§ **WHAT TO WORK ON**: Copy all lines in which the word "components" can be found.

§ **GIVEN INFORMATION**:
* begin *

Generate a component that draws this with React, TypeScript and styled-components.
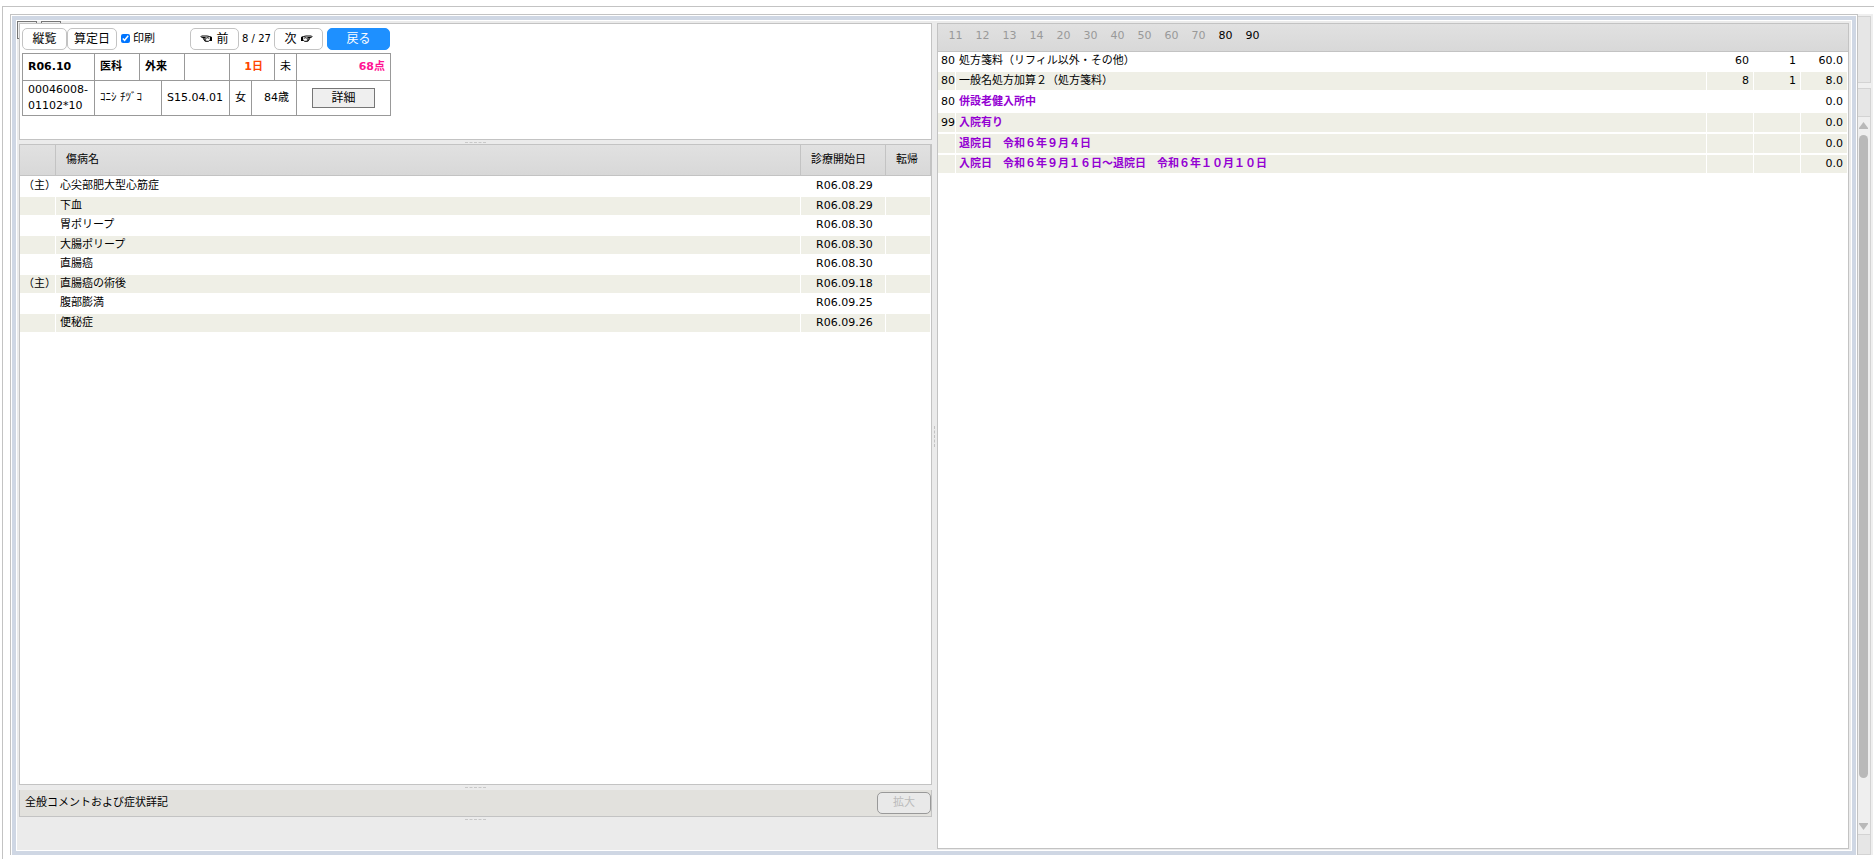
import React from 'react';
import styled, { createGlobalStyle } from 'styled-components';

const Global = createGlobalStyle`
  *, *::before, *::after { box-sizing: border-box; }
  html, body, #root { height: 100%; }
  body {
    margin: 0;
    background: #fff;
    color: #000;
    font: 11px/16px "DejaVu Sans", "Noto Sans CJK JP", sans-serif;
  }
  button, input { font: inherit; color: inherit; margin: 0; }
  table { border-collapse: separate; border-spacing: 0; }
`;

const line = '#c3c3c3';
const stripe = '#efefe6';
const barFill = 'linear-gradient(#e1e1e1, #d8d8d8)';

const Page = styled.div`
  height: 100%;
  padding-top: 6px;
  padding-left: 2px;
`;

const Frame = styled.div`
  display: flex;
  height: 100%;
  padding: 7px 1px 4px 7px;
  border-top: 1px solid ${line};
  border-left: 1px solid ${line};
`;

const Dialog = styled.main`
  flex: 1;
  min-width: 0;
  display: flex;
  padding: 1px 1px 0 1px;
  border: 1px solid ${line};
  border-bottom: 0;
`;

const DialogBody = styled.div`
  position: relative;
  flex: 1;
  min-width: 0;
  display: flex;
  padding: 3px 3px 2px;
  border: 4px solid #cfd7e4;
  background: #ebebeb;
  box-shadow: inset 0 0 0 1px #fff;
`;

/* Edges of the tabs that peek out from behind the patient panel */
const BackTabs = styled.div`
  position: absolute;
  top: 1px;
  left: 1px;
  display: flex;
  gap: 4px;
`;

const BackTab = styled.span`
  width: 20px;
  height: 18px;
  border: 1px solid #767676;
  background: #efefef;
`;

const Left = styled.div`
  flex: 913 1 0;
  min-width: 0;
  display: flex;
  flex-direction: column;
  position: relative;
`;

const Panel = styled.section`
  background: #fff;
  border: 1px solid ${line};
`;

const TopPanel = styled(Panel)`
  flex: none;
  height: 117px;
  padding: 2px;
`;

const Grip = styled.div<{ $h: number }>`
  flex: none;
  height: ${p => p.$h}px;
  display: flex;
  justify-content: center;
  align-items: center;
  &::before {
    content: '';
    width: 21px;
    border-top: 1px dashed #c8c8c8;
  }
`;

const Splitter = styled.div`
  flex: none;
  width: 5px;
  display: flex;
  align-items: center;
  justify-content: center;
  &::before {
    content: '';
    height: 21px;
    border-left: 1px dashed #c3c3c3;
  }
`;

const Toolbar = styled.div`
  display: flex;
  align-items: center;
  height: 25px;
`;

const ToolButton = styled.button<{ $w: number }>`
  display: flex;
  align-items: center;
  justify-content: center;
  gap: 4px;
  width: ${p => p.$w}px;
  height: 22px;
  padding: 0;
  border: 1px solid ${line};
  border-radius: 5px;
  background: #fff;
  font-size: 12px;
  line-height: 18px;
`;

const BackButton = styled(ToolButton)`
  margin-left: 4px;
  border-color: #1e90ff;
  background: #1e90ff;
  color: #fff;
`;

const PrintLabel = styled.label`
  display: flex;
  align-items: center;
  gap: 3px;
  width: 73px;
  padding-left: 4px;
  input { width: 9px; height: 9px; }
`;

const Pager = styled.span`
  width: 35px;
  text-align: center;
  font-size: 10px;
`;

const Summary = styled.table`
  width: 369px;
  margin-top: 2px;
  table-layout: fixed;
  border-collapse: collapse;
`;

const SumCell = styled.td<{ $h?: number; $right?: number; $color?: string; $bold?: boolean }>`
  height: ${p => (p.$h ? p.$h + 'px' : 'auto')};
  padding: 0 ${p => p.$right ?? 0}px 0 5px;
  border: 1px solid #999;
  white-space: nowrap;
  text-align: ${p => (p.$right ? 'right' : 'left')};
  color: ${p => p.$color || '#000'};
  font-weight: ${p => (p.$bold ? 700 : 400)};
`;

const ButtonCell = styled(SumCell)`
  padding: 0;
  text-align: center;
`;

const DetailButton = styled.button`
  width: 63px;
  height: 20px;
  padding: 0;
  border: 1px solid #767676;
  background: #efefef;
  font-size: 12px;
  line-height: 18px;
  vertical-align: middle;
`;

const ListPanel = styled(Panel)`
  flex: 1;
  min-height: 0;
`;

const DataTable = styled.table`
  width: 100%;
  table-layout: fixed;
`;

const HeadCell = styled.th`
  height: 31px;
  padding: 0 0 0 10px;
  text-align: left;
  font-weight: 400;
  white-space: nowrap;
  background: ${barFill};
  border-right: 1px solid ${line};
  border-bottom: 1px solid ${line};
`;

const Cell = styled.td<{ $left?: number; $end?: boolean }>`
  padding: 0 4px 0 ${p => p.$left ?? 0}px;
  text-align: ${p => (p.$end ? 'right' : 'left')};
  white-space: nowrap;
  border-right: 1px solid #fff;
`;

const DiseaseRow = styled.tr<{ $even: boolean }>`
  height: ${p => (p.$even ? 18 : 21)}px;
  background: ${p => (p.$even ? stripe : '#fff')};
  ${Cell} { padding-bottom: ${p => (p.$even ? 0 : 1)}px; }
`;

const CommentBar = styled.section`
  flex: none;
  display: flex;
  align-items: center;
  justify-content: space-between;
  height: 27px;
  padding-left: 5px;
  background: #e2e1dd;
  border: 1px solid ${line};
  border-top: 0;
`;

const ExpandButton = styled.button`
  width: 54px;
  height: 22px;
  padding: 0;
  border: 1px solid #999;
  border-radius: 5px;
  background: #e9e9e9;
  &:disabled { color: #bbb; }
`;

const BottomSpace = styled.div`
  flex: none;
  height: 28px;
`;

const Right = styled(Panel)`
  flex: 910 1 0;
  min-width: 0;
`;

const CodeBar = styled.nav`
  display: flex;
  height: 28px;
  padding: 4px 0 0 4px;
  background: ${barFill};
  border-bottom: 1px solid ${line};
`;

const CodeLink = styled.a<{ $on: boolean }>`
  width: 27px;
  text-align: center;
  text-decoration: none;
  color: ${p => (p.$on ? '#000' : '#999')};
`;

const ActRow = styled.tr<{ $h: number; $fill: boolean }>`
  height: ${p => p.$h}px;
  ${Cell} {
    background: ${p => (p.$fill ? stripe : '#fff')};
    border-bottom: 2px solid #fff;
  }
`;

const ActName = styled(Cell)<{ $note: boolean }>`
  color: ${p => (p.$note ? '#9400d3' : '#000')};
  font-weight: ${p => (p.$note ? 700 : 400)};
`;

const BackStrip = styled.aside`
  flex: none;
  width: 15px;
  display: flex;
  flex-direction: column;
  padding: 2px 2px 0 0;
  background: #efefef;
`;

const StripBox = styled.div<{ $h: number }>`
  flex: none;
  height: ${p => p.$h}px;
  border: 1px solid #d3d3d3;
  border-left: 0;
  background: #e6e6e6;
`;

const StripGap = styled.div`
  flex: none;
  height: 5px;
`;

const Scroll = styled.div`
  flex: 1;
  display: flex;
  flex-direction: column;
  align-items: center;
  padding: 5px 1px 4px 0;
  border-right: 1px solid #d3d3d3;
  svg { flex: none; display: block; }
`;

const Thumb = styled.div`
  flex: 643;
  width: 9px;
  margin-top: 6px;
  border-radius: 5px;
  background: #b9b9b9;
`;

const ThumbRest = styled.div`
  flex: 45;
`;

const diseases = [
  ['（主）', '心尖部肥大型心筋症', 'R06.08.29'],
  ['', '下血', 'R06.08.29'],
  ['', '胃ポリープ', 'R06.08.30'],
  ['', '大腸ポリープ', 'R06.08.30'],
  ['', '直腸癌', 'R06.08.30'],
  ['（主）', '直腸癌の術後', 'R06.09.18'],
  ['', '腹部膨満', 'R06.09.25'],
  ['', '便秘症', 'R06.09.26'],
];

const codes = ['11', '12', '13', '14', '20', '30', '40', '50', '60', '70', '80', '90'];

const acts = [
  { code: '80', name: '処方箋料（リフィル以外・その他）', pt: '60', n: '1', sum: '60.0', h: 20, fill: false, note: false },
  { code: '80', name: '一般名処方加算２（処方箋料）', pt: '8', n: '1', sum: '8.0', h: 20, fill: true, note: false },
  { code: '80', name: '併設老健入所中', pt: '', n: '', sum: '0.0', h: 21, fill: false, note: true },
  { code: '99', name: '入院有り', pt: '', n: '', sum: '0.0', h: 21, fill: true, note: true },
  { code: '', name: '退院日　令和６年９月４日', pt: '', n: '', sum: '0.0', h: 21, fill: true, note: true },
  { code: '', name: '入院日　令和６年９月１６日～退院日　令和６年１０月１０日', pt: '', n: '', sum: '0.0', h: 20, fill: true, note: true },
];

function Hand({ left }: { left?: boolean }) {
  return (
    <svg width="12" height="8" viewBox="0 0 12 8" aria-hidden="true">
      <g transform={left ? 'translate(12 0) scale(-1 1)' : undefined} fill="none" stroke="#000">
        <path d="M0 2.500 2.500 1.500 5 1h5.500q1 .7 0 1.300L6.500 2.700M6.500 2.700h1.700q1 .6 0 1.300H6M7.800 4q.8.600 0 1.200H5.800M7.200 5.200q.6.800-.4 1.100H3.600L2.500 5.500H0" strokeWidth="1" />
        <path d="M3 3.200 5 2.600 6 3.500" strokeWidth=".9" />
        <path d="M0 2.500v3h2.200v-4Z" fill="#000" stroke="none" />
      </g>
    </svg>
  );
}

export default function App() {
  return (
    <Page>
      <Global />
      <Frame>
        <Dialog>
          <DialogBody>
            <BackTabs aria-hidden="true"><BackTab /><BackTab /></BackTabs>
            <Left>
              <TopPanel>
                <Toolbar>
                  <ToolButton $w={45}>縦覧</ToolButton>
                  <ToolButton $w={50}>算定日</ToolButton>
                  <PrintLabel><input type="checkbox" defaultChecked />印刷</PrintLabel>
                  <ToolButton $w={49}><Hand left />前</ToolButton>
                  <Pager>8 / 27</Pager>
                  <ToolButton $w={49}>次<Hand /></ToolButton>
                  <BackButton $w={63}>戻る</BackButton>
                </Toolbar>
                <Summary>
                  <colgroup>
                    <col width="72" /><col width="45" /><col width="22" /><col width="23" />
                    <col width="45" /><col width="22" /><col width="23" /><col width="22" /><col width="94" />
                  </colgroup>
                  <tbody>
                    <tr>
                      <SumCell $bold $h={27}>R06.10</SumCell>
                      <SumCell $bold>医科</SumCell>
                      <SumCell $bold colSpan={2}>外来</SumCell>
                      <SumCell />
                      <SumCell $bold $right={11} $color="#ff4500" colSpan={2}>1日</SumCell>
                      <SumCell>未</SumCell>
                      <SumCell $bold $right={5} $color="#ff1493">68点</SumCell>
                    </tr>
                    <tr>
                      <SumCell $h={35}>00046008-<br />01102*10</SumCell>
                      <SumCell colSpan={2}>ｺﾆｼ ﾁﾂﾞｺ</SumCell>
                      <SumCell colSpan={2}>S15.04.01</SumCell>
                      <SumCell>女</SumCell>
                      <SumCell $right={7} colSpan={2}>84歳</SumCell>
                      <ButtonCell><DetailButton>詳細</DetailButton></ButtonCell>
                    </tr>
                  </tbody>
                </Summary>
              </TopPanel>
              <Grip $h={4} />
              <ListPanel>
                <DataTable>
                  <colgroup><col width="36" /><col /><col width="85" /><col width="45" /></colgroup>
                  <thead>
                    <tr>
                      <HeadCell />
                      <HeadCell>傷病名</HeadCell>
                      <HeadCell>診療開始日</HeadCell>
                      <HeadCell>転帰</HeadCell>
                    </tr>
                  </thead>
                  <tbody>
                    {diseases.map(([main, name, date], i) => (
                      <DiseaseRow key={name} $even={i % 2 === 1}>
                        <Cell $left={3}>{main}</Cell>
                        <Cell $left={4}>{name}</Cell>
                        <Cell $left={15}>{date}</Cell>
                        <Cell />
                      </DiseaseRow>
                    ))}
                  </tbody>
                </DataTable>
              </ListPanel>
              <Grip $h={5} />
              <CommentBar>
                全般コメントおよび症状詳記
                <ExpandButton disabled>拡大</ExpandButton>
              </CommentBar>
              <Grip $h={4} />
              <BottomSpace />
            </Left>
            <Splitter />
            <Right>
              <CodeBar>
                {codes.map(c => (
                  <CodeLink key={c} href={`#c${c}`} $on={c === '80' || c === '90'}>{c}</CodeLink>
                ))}
              </CodeBar>
              <DataTable>
                <colgroup><col width="18" /><col /><col width="47" /><col width="47" /><col width="47" /></colgroup>
                <tbody>
                  {acts.map(a => (
                    <ActRow key={a.name} $h={a.h} $fill={a.fill}>
                      <Cell $left={3}>{a.code}</Cell>
                      <ActName $left={3} $note={a.note}>{a.name}</ActName>
                      <Cell $end>{a.pt}</Cell>
                      <Cell $end>{a.n}</Cell>
                      <Cell $end>{a.sum}</Cell>
                    </ActRow>
                  ))}
                </tbody>
              </DataTable>
            </Right>
          </DialogBody>
        </Dialog>
        <BackStrip aria-hidden="true">
          <StripBox $h={67} />
          <StripGap />
          <StripBox $h={29} />
          <Scroll>
            <svg width="9" height="7" viewBox="0 0 9 7"><path d="M4.500 0 9 6v1H0V6Z" fill="#b9b9b9" /></svg>
            <Thumb />
            <ThumbRest />
            <svg width="9" height="7" viewBox="0 0 9 7"><path d="M4.500 7 0 1V0h9v1Z" fill="#b9b9b9" /></svg>
          </Scroll>
          <StripBox $h={21} />
        </BackStrip>
      </Frame>
    </Page>
  );
}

* end *

§ **ANSWER TO THIS PROBLEM**:
Generate a component that draws this with React, TypeScript and styled-components.
import styled, { createGlobalStyle } from 'styled-components';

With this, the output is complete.